Thank you, Allan. I just wanted to thank you all, for your trust. When we look at the same presentation and compare with one year back, and we see what we had considered as perspectives for 2023 and what we had already provided as perspectives for 2024, we can see that it really became a reality. I remember the reports from analysts about results in the Q1. We said good results within what we expected, and that's what we tried to be. We tried to be consistent and always deliver what we've been talking to you about. Of course, we wanna improve as always, but we're very transparent, and we have really good alignment in our expectations. We understand that, high assertiveness, upon our results at Mude de Bem.

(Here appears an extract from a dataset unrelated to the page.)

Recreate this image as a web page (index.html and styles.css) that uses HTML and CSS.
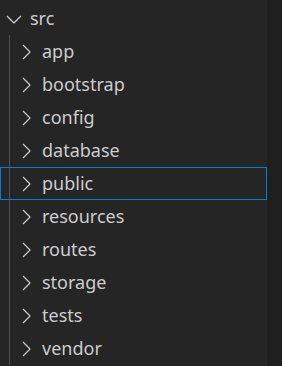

Constant growth quarter-over-quarter, sales launches, and we don't have major issues with our margins or leverage, and our margins also been very consistent. That's what we want. We want to be growing step by step, so we don't have to have this elevator effect. Now in this cycle with the payment of dividends, I really believe that we'll be able to close the last door or pushback that we may have that could justify a medium or average valuation that's a lot lower than developers that deliver results that are close to ours. Then the dividends will be the last closing here, and we're committed to having recurring payments just as we had when it comes to VSO and margins and profitability. I wanna thank you, everyone.
In the Q2, we started off very well, and we have a very positive expectation for the year.Have a great Friday. If you have any questions, our IR team is available. Thanks again for your participation. Thank you all.